I would also like that we clarify some use cases. Originally the project started as the single-file zero-installation file that allowed to build static binaries, retrieving the linux/ subdir from wherever it was (i.e. from the local system libc for native builds or from the toolchain used for cross-builds). Since we've started to focus a bit too much on the nolibc-test program only with its preparation stages, I think we've lost this focus a little bit, and I'd like to add some tests to make sure this continues to work (I know that my primary usage already got broken by the statx change with the toolchain I was using).
Seems we have discussed this before, to get zero-installation, musl is a good idea, it has no need to install sysroot, but it may increase the size of nolibc source code for it requires to define our own structures and therefore not depends on the others.
I don't understand why you're speaking about musl here.
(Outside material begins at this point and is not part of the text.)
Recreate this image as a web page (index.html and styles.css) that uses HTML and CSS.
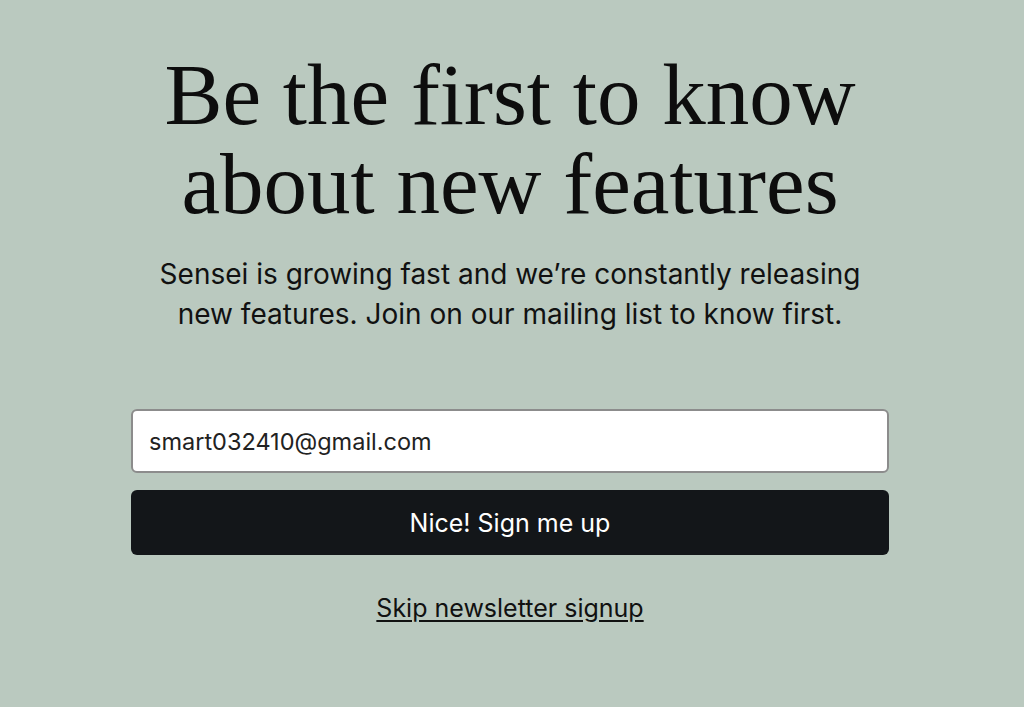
FILE: index.html
```html
<!DOCTYPE html>
<html>
<head>
<meta charset="utf-8">
<link rel="stylesheet" href="styles.css">
</head>
<body>
<main class="page">
  <h1 class="title">Be the first to know<br>about new features</h1>
  <p class="lead">Sensei is growing fast and we’re constantly releasing<br>new features. Join on our mailing list to know first.</p>
  <form class="signup">
    <input class="email" type="email" value="smart032410@gmail.com">
    <button class="submit" type="button">Nice! Sign me up</button>
  </form>
  <a class="skip" href="#">Skip newsletter signup</a>
</main>
</body>
</html>
```
FILE: styles.css
```css
html, body {
  margin: 0;
  padding: 0;
  background: #bac9bf;
  height: 100%;
}
.page {
  width: 758px;
  margin-left: 131px;
  display: flex;
  flex-direction: column;
  align-items: center;
  padding-top: 50px;
  font-family: Inter, "Liberation Sans", Arial, sans-serif;
  color: #111;
}
.title {
  margin: 0;
  font-family: "Liberation Serif", "Times New Roman", serif;
  font-weight: 400;
  font-size: 87px;
  line-height: 89px;
  text-align: center;
  letter-spacing: 0;
  color: #0d0d0d;
}
.lead {
  margin: 26px 0 0;
  font-size: 28px;
  line-height: 40px;
  text-align: center;
  color: #111;
  letter-spacing: 0;
}
.signup {
  margin-top: 75px;
  width: 100%;
  display: flex;
  flex-direction: column;
  gap: 17px;
}
.email {
  box-sizing: border-box;
  height: 64px;
  width: 100%;
  border: 2px solid #8c8c8c;
  border-radius: 6px;
  background: #fff;
  padding: 0 16px;
  font-family: Inter, "Liberation Sans", Arial, sans-serif;
  font-size: 23.5px;
  color: #222;
  outline: none;
}
.submit {
  height: 65px;
  width: 100%;
  border: none;
  border-radius: 6px;
  background: #131619;
  color: #fff;
  font-family: Inter, "Liberation Sans", Arial, sans-serif;
  font-size: 25px;
}
.skip {
  margin-top: 38px;
  font-size: 25px;
  color: #111;
  text-decoration: underline;
  text-underline-offset: 3px;
}
```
If we have musl we don't need nolibc. I was speaking about the fact that for a decade I could simply build my preinit code using whatever toolchain I had that already embedded linux headers with its libc and that these ones were sufficient to get a working binary, i.e.:
/path/to/$cross-gcc -nostdlib -include nolibc.h -static -Os -o init init.c
And it was convenient because most toolchains that users have are built with a libc and package kernel headers under linux/. That's also why there were some type definitions in certain files by the way, in order to cover those that were missing from my toolchains. I think that as long as we continue to be careful about only using our own headers for sys/ etc this should continue to work, and I'll need to think about ways to test this.